La solución reside en algo que Maurice Duverger explicó hace décadas: concebir al pacto no como una camisa de fuerza sino como un arreglo entre gobierno y oposición “leal”, término que empleó para identificar a los partidos que reconocen la legitimidad del gobierno pero que compiten abiertamente por el poder. Es decir, flexibilizar la pertenencia al pacto: se comparte el objetivo general y la agenda pero se valen alianzas legislativas circunstanciales de tal suerte que se avance la agenda sin arriesgar el pacto. Con un arreglo así todos corren el mismo riesgo y todos comparten los potenciales beneficios. El pacto se torna más equitativo y, por lo tanto, funcional.

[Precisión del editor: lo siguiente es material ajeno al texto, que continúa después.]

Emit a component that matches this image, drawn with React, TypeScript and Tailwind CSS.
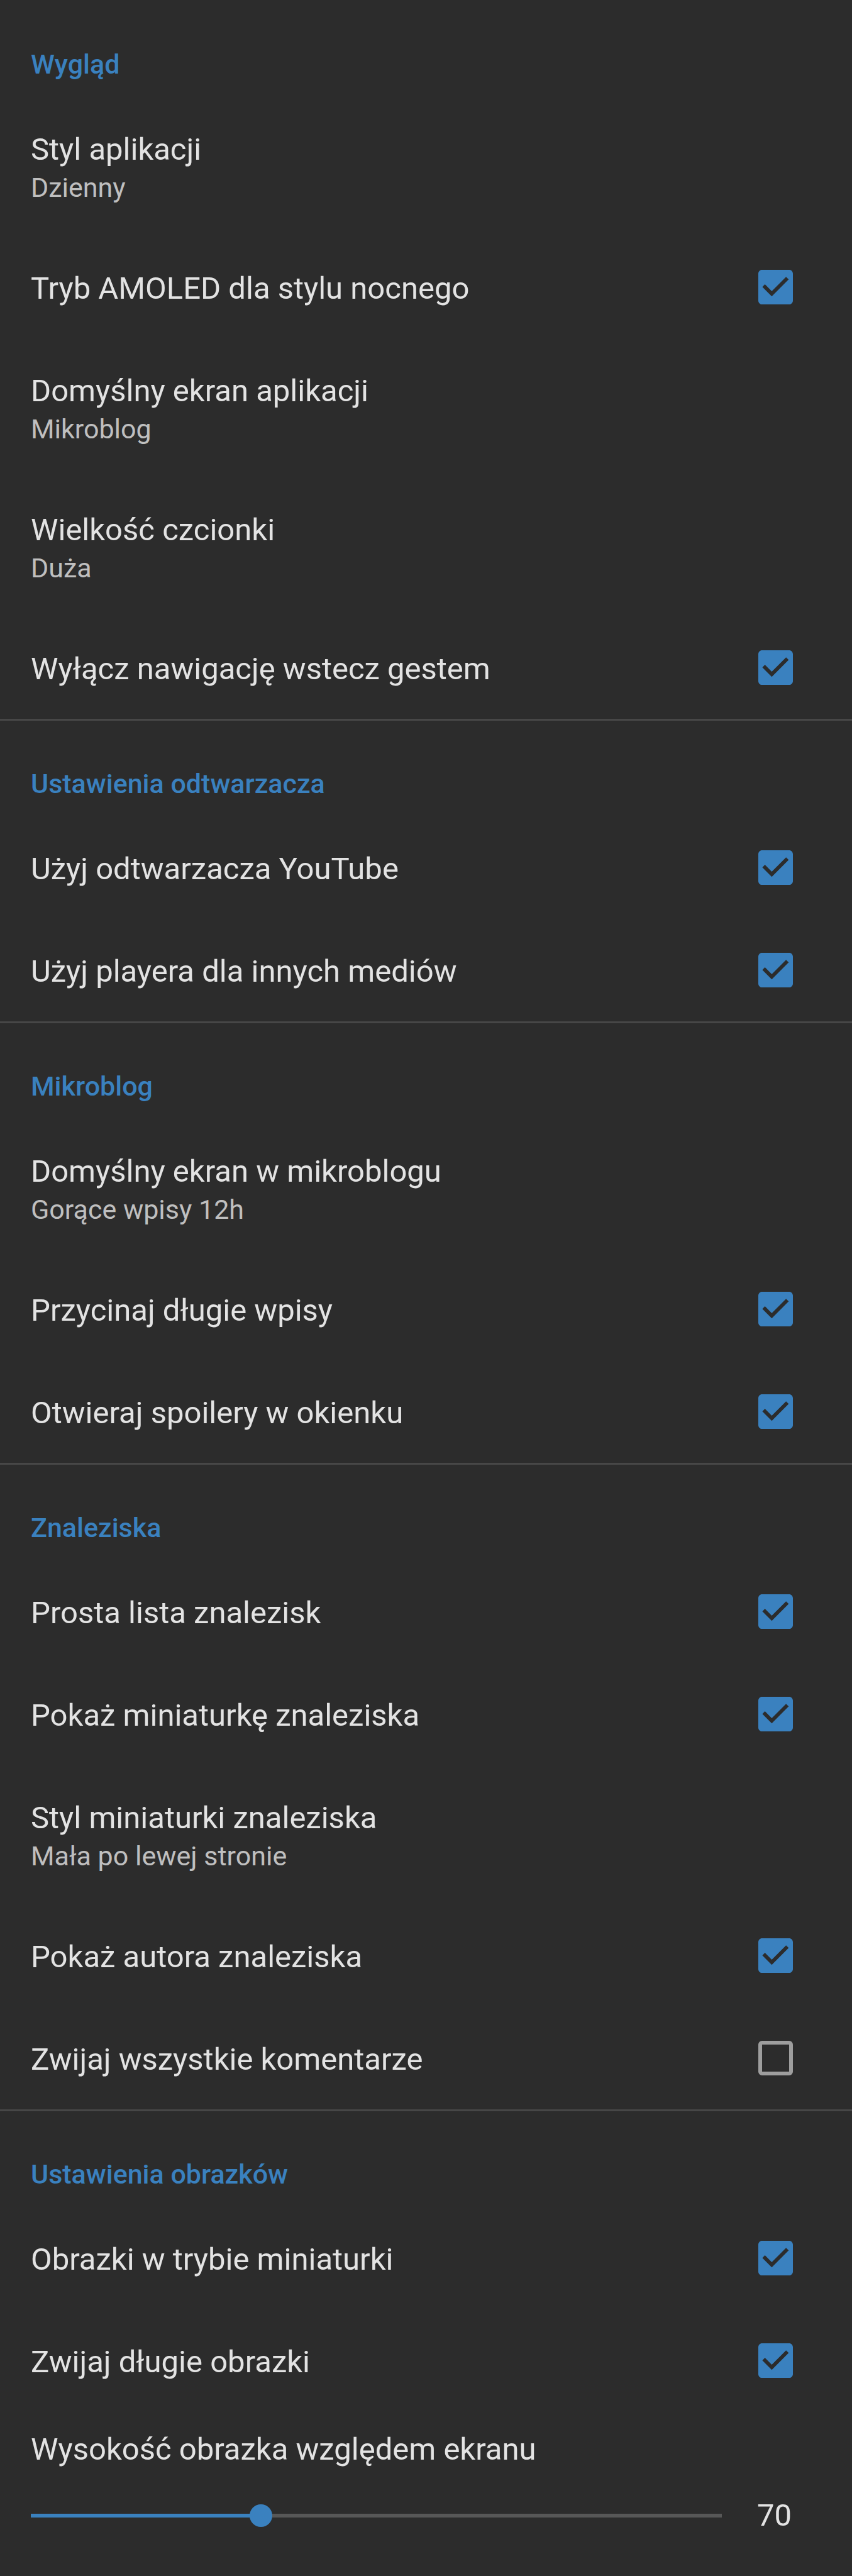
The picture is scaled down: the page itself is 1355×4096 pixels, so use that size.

La idea del pacto es genial. Permite crear un entorno de confianza y consenso. Rompe, en un solo acto, con década y media de desencuentros y polarización. Al mismo tiempo, establece un camino que todos los partidos y fuerzas políticas pueden hacer suyo. Pero ningún pacto puede ser substituto del gobierno o de las responsabilidades –y costos- de gobernar. El pacto constituye una inversión por parte de todas los signatarios, pero sobre todo por parte de los partidos de oposición, que saben que pueden quedar “colgados de la brocha” en cualquier momento.

Es posible que el gobierno albergara la esperanza de que el pacto serviría para evitar llevar a cabo reformas o para hacerlas menos costosas para sus huestes. De ser así, tarde o temprano acabará dándose de tumbos contra la pared. No hay progreso sin inversión y no hay inversión sin riesgo. Hay salidas, pero sólo si el gobierno reconoce que por donde va no llegará.